The day before you plan to cook it, take it out of the plastic and put it back in the fridge on a plate lined with a paper towel and loosely covered with a plastic bag to stop it drying out. It may have a slight odour from being packed in plastic for a while but the smell should evaporate once it’s had time to air.

If it’s not cryovaced, take it out of the bag you brought it home in. Put it on a plate lined with a paper towel and loosely cover with a plastic bag in the fridge.

Cook within a few days.

Fresh Beef

If your beef is cryovaced (vacuum sealed in plastic), it will last up to three weeks. Our beef is dry aged (hanging in our cool room) but a lot of beef is ‘wet aged’ in plastic for three weeks or longer.

The day before you plan to cook it, take it out of the plastic and put it back in the fridge on a plate lined with a paper towel and loosely covered with a plastic bag to stop it drying out. It may have a slight odour from being packed in plastic for a while but the smell should evaporate once it’s had time to air.

If it’s not cryovaced, take it out of the bag you brought it home in. Put it on a plate lined with a paper towel and loosely cover with a plastic bag in the fridge.

Cook within a few days.

Cured Meats

Cured meats are, well, cured. That means by definition that they’re treated to last, usually with time-honoured processes that were invented way before we had cold- storage on tap. So your bacon and ham is very robust and will last months if properly stored.

Of course, once sliced, cured meats won’t last as long because there’s a greater surface exposed to oxidization. Once you’ve opened your pack of sliced bacon, salami or ham, wrap the remainder in grease proof paper and put it into a sealed container in the fridge so it doesn’t dry out.

If you’ve got an unsliced chunk, just wrap the sliced section in grease proof paper and refrigerate.

 

COOKING - WHICH CUTS TO USE

Whole forests, real and virtual, have been devoted to tomes about cooking meat and most of us have bookshelves groaning with them. So if you're looking for heavy detail, please refer elsewhere. Otherwise, here are a few basic guidelines that we follow.

Slow Cooking

A muscle like beef chuck (neck) or round (front thigh) does a lot of work so the meat is highly flavoured but interspersed with tough sinews that will give your dentures a good work out if they’re not properly cooked.

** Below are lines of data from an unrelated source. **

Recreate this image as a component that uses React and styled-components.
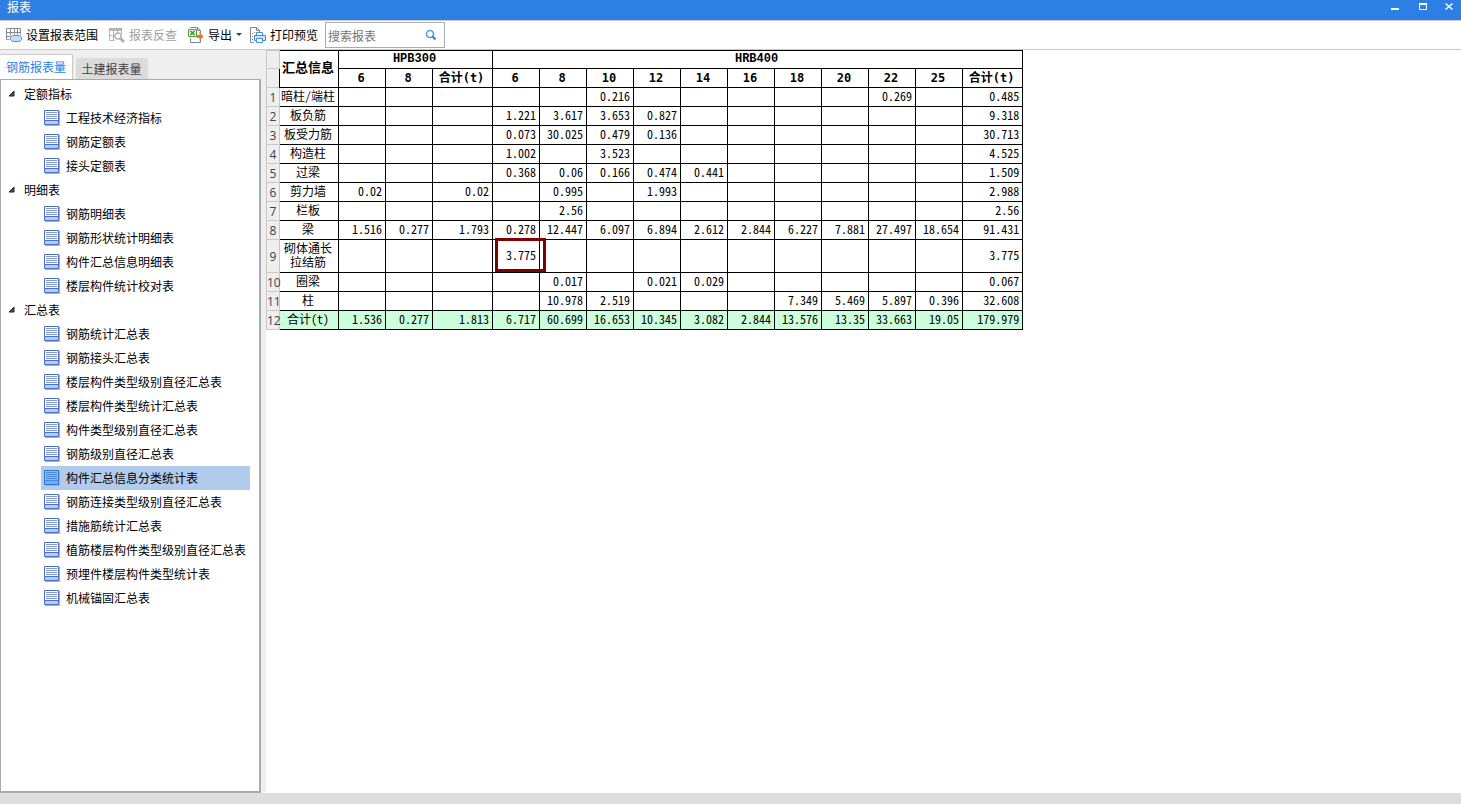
import { Fragment } from "react";
import { createGlobalStyle, styled } from "styled-components";

const GROUPS = [
  {
    title: "定额指标",
    items: ["工程技术经济指标", "钢筋定额表", "接头定额表"],
  },
  {
    title: "明细表",
    items: [
      "钢筋明细表",
      "钢筋形状统计明细表",
      "构件汇总信息明细表",
      "楼层构件统计校对表",
    ],
  },
  {
    title: "汇总表",
    items: [
      "钢筋统计汇总表",
      "钢筋接头汇总表",
      "楼层构件类型级别直径汇总表",
      "楼层构件类型统计汇总表",
      "构件类型级别直径汇总表",
      "钢筋级别直径汇总表",
      "构件汇总信息分类统计表",
      "钢筋连接类型级别直径汇总表",
      "措施筋统计汇总表",
      "植筋楼层构件类型级别直径汇总表",
      "预埋件楼层构件类型统计表",
      "机械锚固汇总表",
    ],
  },
];

const ACTIVE_ITEM = "构件汇总信息分类统计表";

const COLUMNS = [
  "6", "8", "合计(t)",
  "6", "8", "10", "12", "14", "16", "18", "20", "22", "25", "合计(t)",
];

const ROWS = [
  ["暗柱/端柱", "", "", "", "", "", "0.216", "", "", "", "", "", "0.269", "", "0.485"],
  ["板负筋", "", "", "", "1.221", "3.617", "3.653", "0.827", "", "", "", "", "", "", "9.318"],
  ["板受力筋", "", "", "", "0.073", "30.025", "0.479", "0.136", "", "", "", "", "", "", "30.713"],
  ["构造柱", "", "", "", "1.002", "", "3.523", "", "", "", "", "", "", "", "4.525"],
  ["过梁", "", "", "", "0.368", "0.06", "0.166", "0.474", "0.441", "", "", "", "", "", "1.509"],
  ["剪力墙", "0.02", "", "0.02", "", "0.995", "", "1.993", "", "", "", "", "", "", "2.988"],
  ["栏板", "", "", "", "", "2.56", "", "", "", "", "", "", "", "", "2.56"],
  ["梁", "1.516", "0.277", "1.793", "0.278", "12.447", "6.097", "6.894", "2.612", "2.844", "6.227", "7.881", "27.497", "18.654", "91.431"],
  ["砌体通长拉结筋", "", "", "", "3.775", "", "", "", "", "", "", "", "", "", "3.775"],
  ["圈梁", "", "", "", "", "0.017", "", "0.021", "0.029", "", "", "", "", "", "0.067"],
  ["柱", "", "", "", "", "10.978", "2.519", "", "", "", "7.349", "5.469", "5.897", "0.396", "32.608"],
  ["合计(t)", "1.536", "0.277", "1.813", "6.717", "60.699", "16.653", "10.345", "3.082", "2.844", "13.576", "13.35", "33.663", "19.05", "179.979"],
];

const RangeIcon = () => (
  <svg width="17" height="16" viewBox="0 0 17 16" fill="none" aria-hidden="true">
    <path d="M1.500 1.500h14v6M1.500 1.500v11h3M1.500 5.500h14M1.500 9.500h4M5.500 1.500v7M9.500 1.500v6M12.500 1.500v6" stroke="#858b94" />
    <path d="M7.500 8.500h7l2 2v2l-2 2h-7l-2-2v-2z" fill="#c6dffa" stroke="#4b8fdc" />
  </svg>
);

const CheckIcon = () => (
  <svg width="17" height="16" viewBox="0 0 17 16" fill="none" aria-hidden="true">
    <path d="M1 1h13v3H1z" fill="#b4b4b4" />
    <path d="M1.500 3v10.500h5M1.500 8.500h5M5.500 4v9M9.500 3v3M13.500 3v4" stroke="#b4b4b4" />
    <circle cx="10" cy="9" r="3" fill="#fff" stroke="#b4b4b4" strokeWidth="1.500" />
    <path d="m12 11 4 4" stroke="#b4b4b4" strokeWidth="3" />
  </svg>
);

const ExportIcon = () => (
  <svg width="17" height="16" viewBox="0 0 17 16" fill="none" aria-hidden="true">
    <path d="M3.500 11v4.500h10v-3M3.500 1V.5h7l3 3V6M10.500.5v3h3" stroke="#7d8691" />
    <path d="M1.500 2.500h8v7h-8z" fill="#e6f4df" stroke="#4ca33a" />
    <path d="m3.500 4 4 4m0-4-4 4" stroke="#3d922f" strokeWidth="1.500" />
    <path d="M10 8h2.500V5l4 4.500-4 4.500v-3H10z" fill="#ed7628" />
  </svg>
);

const PrintIcon = () => (
  <svg width="17" height="16" viewBox="0 0 17 16" fill="none" aria-hidden="true">
    <path d="M5 15.500H1.500V.5h6l3 3V5M7.500.5v3h3" stroke="#858b94" />
    <path d="M3 6.500h1M5 5.500h1M3 9.500h1M3 12.500h1" stroke="#858b94" />
    <path d="M7.500 5.500h6v3h-6z" fill="#fff" stroke="#3d8de5" />
    <path d="M5.500 8.500h11v5h-11z" fill="#cfe4fb" stroke="#3d8de5" />
    <path d="M7.500 11.500h6v4h-6z" fill="#fff" stroke="#3d8de5" />
  </svg>
);

const ReportIcon = ({ active }) => (
  <svg width="17" height="16" viewBox="0 0 17 16" aria-hidden="true">
    <path d="M1 15.500h14.500V1" fill="none" stroke="#a9adb8" />
    <path d="M.5.5h14v14H.5z" fill={active ? "#8abcf3" : "#fff"} stroke={active ? "#2e76cc" : "#4a6fc6"} />
    <path d="M1 11h13v3H1z" fill={active ? "#6fb0f5" : "#b9caff"} />
    <path d="M2 2.500h11M2 4.500h11M2 6.500h11M2 8.500h11" stroke={active ? "#4a8ad6" : "#8397cf"} />
    <path d="M1 10.500h13" stroke={active ? "#4a8ad6" : "#4a6fc6"} />
  </svg>
);

const SearchIcon = () => (
  <svg width="12" height="12" viewBox="0 0 12 12" fill="none" aria-hidden="true">
    <circle cx="5" cy="5" r="3.500" stroke="#4ba3d6" strokeWidth="1.600" />
    <path d="m7.500 7.500 3 3" stroke="#2b7fb8" strokeWidth="2" />
  </svg>
);

const App = () => {
  return (
    <Window>
      <GlobalStyle />
      <TitleBar>
        <Title>报表</Title>
        <WindowButton aria-label="最小化">
          <svg width="10" height="10"><path d="M1 7h8" stroke="#fff" strokeWidth="2" /></svg>
        </WindowButton>
        <WindowButton aria-label="最大化">
          <svg width="10" height="10"><path d="M1.500 2v5.500h7V2" fill="none" stroke="#fff" /><path d="M1 2h8" stroke="#fff" strokeWidth="2" /></svg>
        </WindowButton>
        <WindowButton aria-label="关闭">
          <svg width="10" height="10"><path d="m1.500 1.500 7 6m0-6-7 6" stroke="#fff" strokeWidth="1.500" /></svg>
        </WindowButton>
      </TitleBar>

      <Toolbar>
        <ToolButton><RangeIcon />设置报表范围</ToolButton>
        <ToolButton disabled><CheckIcon />报表反查</ToolButton>
        <ToolButton $compact><ExportIcon />导出<Caret /></ToolButton>
        <ToolButton $compact><PrintIcon />打印预览</ToolButton>
        <SearchBox>
          <input type="text" aria-label="搜索报表" placeholder="搜索报表" />
          <SearchIcon />
        </SearchBox>
      </Toolbar>

      <Body>
        <Sidebar>
          <Tabs>
            <Tab $active>钢筋报表量</Tab>
            <Tab>土建报表量</Tab>
          </Tabs>
          <Tree>
            {GROUPS.map((group) => (
              <Fragment key={group.title}>
                <GroupButton>
                  <svg width="7" height="8" aria-hidden="true"><path d="M6 2v5H1z" fill="#505050" stroke="#222" /></svg>
                  {group.title}
                </GroupButton>
                {group.items.map((item) => (
                  <TreeItem key={item} $active={item === ACTIVE_ITEM}>
                    <ReportIcon active={item === ACTIVE_ITEM} />
                    {item}
                  </TreeItem>
                ))}
              </Fragment>
            ))}
          </Tree>
        </Sidebar>

        <Report>
          <Table>
            <colgroup>
              <Col $w={13} />
              <Col $w={59} />
              {COLUMNS.map((name, i) => (
                <Col key={i} $w={name === "合计(t)" ? 60 : 47} />
              ))}
            </colgroup>
            <thead>
              <tr>
                <RowNumber />
                <TitleCell rowSpan={2}>汇总信息</TitleCell>
                <GradeCell colSpan={3}>HPB300</GradeCell>
                <GradeCell colSpan={11}>HRB400</GradeCell>
              </tr>
              <HeadRow>
                <RowNumber />
                {COLUMNS.map((name, i) => (
                  <HeadCell key={i}>{name}</HeadCell>
                ))}
              </HeadRow>
            </thead>
            <tbody>
              {ROWS.map(([name, ...values], r) => (
                <Row key={name} $total={r === ROWS.length - 1} $tall={name.length > 5}>
                  <RowNumber>{r + 1}</RowNumber>
                  <NameCell>{name}</NameCell>
                  {values.map((value, c) => (
                    <Cell key={c}>
                      {value}
                      {r === 8 && c === 3 && <Marker />}
                    </Cell>
                  ))}
                </Row>
              ))}
            </tbody>
          </Table>
        </Report>
      </Body>
      <StatusBar />
    </Window>
  );
};

export default App;

const GlobalStyle = createGlobalStyle`
  * {
    box-sizing: border-box;
  }
  body {
    margin: 0;
    font-family: "Noto Sans CJK SC", sans-serif;
    font-size: 12px;
    color: #000;
  }
  button, input {
    font: inherit;
    color: inherit;
    border: none;
    background: none;
    padding: 0;
  }
  svg {
    flex: none;
  }
`;

const Window = styled.div`
  display: flex;
  flex-direction: column;
  min-height: 100vh;
  background-color: #fff;
`;

const TitleBar = styled.header`
  display: flex;
  height: 20px;
  padding-left: 7px;
  background-color: #2d80e3;
  color: #fff;
`;

const Title = styled.h1`
  flex: 1;
  margin: 0;
  font-size: 12px;
  font-weight: 400;
  line-height: 14px;
`;

const WindowButton = styled.button`
  display: flex;
  justify-content: center;
  width: 28px;
  padding-top: 2px;
  &:last-child {
    width: 24px;
  }
`;

const Toolbar = styled.div`
  display: flex;
  align-items: center;
  height: 30px;
  padding-left: 5px;
  border-top: 1px solid #c8c8c8;
  border-bottom: 1px solid #c8c8c8;
`;

const ToolButton = styled.button`
  display: flex;
  align-items: center;
  gap: 4px;
  height: 22px;
  margin-right: ${({ $compact }) => ($compact ? "7px" : "10px")};
  padding-bottom: 2px;
  white-space: nowrap;
  svg {
    margin-top: 2px;
  }
  &:disabled {
    color: #a0a0a0;
  }
`;

const Caret = styled.span`
  border: 3px solid transparent;
  border-top-color: #404040;
  border-bottom: none;
`;

const SearchBox = styled.div`
  display: flex;
  align-items: center;
  width: 120px;
  height: 26px;
  padding: 0 7px 0 2px;
  border: 1px solid #ababab;
  input {
    flex: 1;
    min-width: 0;
    outline: none;
  }
  input::placeholder {
    color: #757575;
  }
`;

const Body = styled.div`
  display: flex;
  flex: 1;
`;

const Sidebar = styled.aside`
  display: flex;
  flex-direction: column;
  flex: none;
  width: 266px;
  padding-right: 5px;
  background-color: #efeff0;
`;

const Tabs = styled.div`
  display: flex;
  align-items: flex-end;
  gap: 3px;
  height: 29px;
`;

const Tab = styled.button`
  width: ${({ $active }) => ($active ? "73px" : "72px")};
  height: ${({ $active }) => ($active ? "25px" : "21px")};
  padding-bottom: 2px;
  border: 1px solid ${({ $active }) => ($active ? "#c8c8c8" : "#dcdcdc")};
  border-width: 1px 1px 0 0;
  border-radius: 2px 2px 0 0;
  background-color: ${({ $active }) => ($active ? "#fff" : "#dcdcdc")};
  color: ${({ $active }) => ($active ? "#2d80e3" : "#404040")};
`;

const Tree = styled.nav`
  flex: 1;
  padding: 2px 10px 3px 0;
  border: 1px solid #a9aaad;
  border-width: 1px 2px 2px 1px;
  background-color: #fff;
`;

const GroupButton = styled.button`
  display: flex;
  align-items: center;
  gap: 9px;
  width: 100%;
  height: 24px;
  padding: 0 0 2px 7px;
`;

const TreeItem = styled.button`
  display: flex;
  align-items: center;
  gap: 5px;
  width: 209px;
  height: 24px;
  margin-left: 40px;
  padding: 0 0 2px 3px;
  white-space: nowrap;
  background-color: ${({ $active }) => ($active ? "#b1cbec" : "transparent")};
  svg {
    margin-top: 2px;
  }
`;

const Report = styled.main`
  flex: 1;
  min-width: 0;
`;

/* half-width figures keep the numbers in fixed columns */
const Table = styled.table`
  width: 757px;
  table-layout: fixed;
  border-collapse: collapse;
  font-feature-settings: "hwid";
`;

const Col = styled.col`
  width: ${({ $w }) => $w}px;
`;

const HeadRow = styled.tr`
  height: 19px;
`;

const Row = styled.tr`
  height: ${({ $tall }) => ($tall ? "33px" : "19px")};
  td {
    background-color: ${({ $total }) => ($total ? "#ccffdb" : "#fff")};
  }
`;

const RowNumber = styled.th`
  height: 18px;
  padding: 2px 0 0;
  border: 1px solid #c8c8c8;
  background-color: #efeff0;
  color: #404040;
  font-family: "Open Sans", sans-serif;
  font-size: 12px;
  font-weight: 400;
  line-height: 14px;
`;

const HeadCell = styled.th`
  height: 18px;
  padding: 0 2px 1px 0;
  border: 1px solid #000;
  font-family: "DejaVu Sans Mono", "Noto Sans CJK SC", monospace;
  font-size: 12px;
  font-weight: 700;
  line-height: 14px;
  white-space: nowrap;
`;

const TitleCell = styled(HeadCell)`
  padding-bottom: 3px;
  font-size: 13px;
`;

const GradeCell = styled(HeadCell)`
  padding-bottom: 2px;
  font-family: "Liberation Mono", monospace;
`;

const NameCell = styled.td`
  padding: 0 3px 2px 1px;
  border: 1px solid #000;
  line-height: 14px;
  text-align: center;
`;

const Cell = styled.td`
  position: relative;
  padding: 0 3px 3px 0;
  border: 1px solid #000;
  line-height: 14px;
  text-align: right;
`;

const Marker = styled.span`
  position: absolute;
  inset: -2px -7px 0 2px;
  border: 3px solid #800000;
  z-index: 1;
`;

const StatusBar = styled.footer`
  height: 11px;
  background-color: #dedee0;
`;
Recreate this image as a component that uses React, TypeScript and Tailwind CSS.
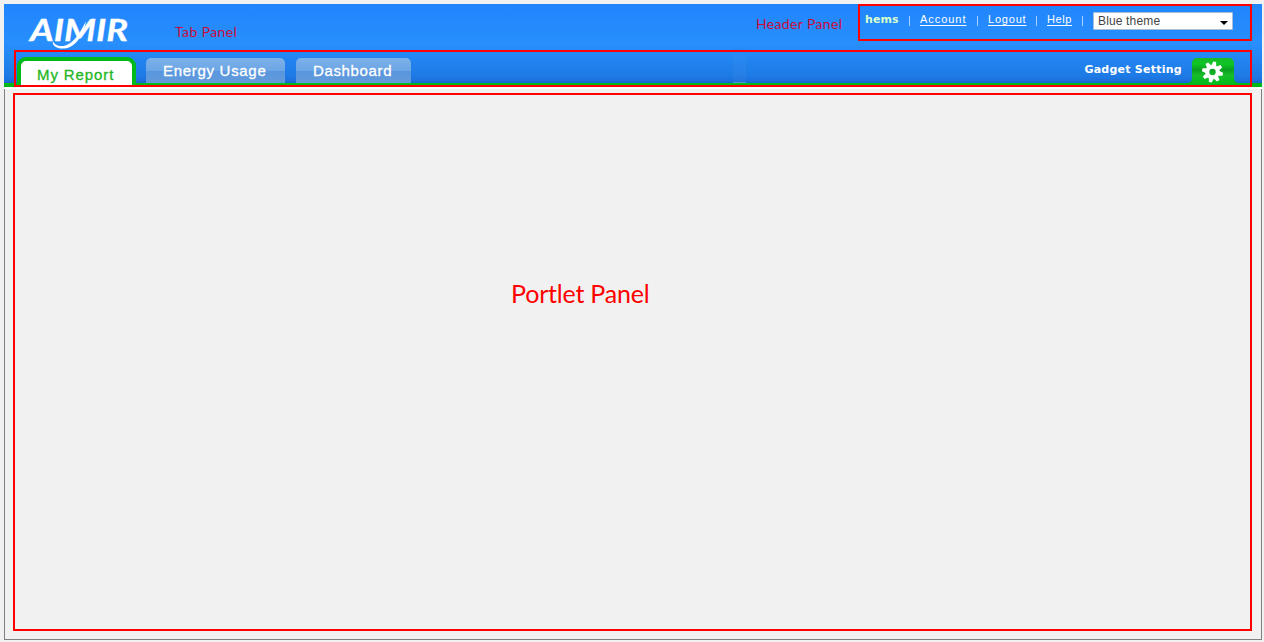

These sorts of cuts – known disparagingly and unfairly as ‘secondary’ cuts - need to be braised or roasted low and slow for a long time to dissolve the fibres and give that gorgeous flavour a chance to shine.

Some secondary cuts, like beef blade, live a double life and can also be delicious cut into thin steaks and quickly seared on a very high heat or used for stir frying.

But make sure the heat is high and don’t allow it to stew when you’re frying or grilling - unless you have a thing for eating boot leather.

Fast Cooking

Lean or delicate cuts like loin and fillet have an inflated sense of self importance because we call them ‘primary’ cuts. Some folks think that so-called ‘secondary’ cuts are actually much more appealing than the more expensive primary muscles which are leaner and more tender but generally have less depth of flavour because they don’t work as hard.

In fact, if you haven't been living under a rock for the last five years, you'll know that slow-cooked secondary cuts have become the darlings of the Paleo and wholefoods crowd and we sometimes find there's more demand for lamb shoulder than lamb cutlet. Poor little things.

Be careful not to over-cook your primaries - lean, delicate meat doesn’t need much cooking.

It’s best served rare or medium rare and deserves plenty of rest so the meat can settle after cooking and before serving.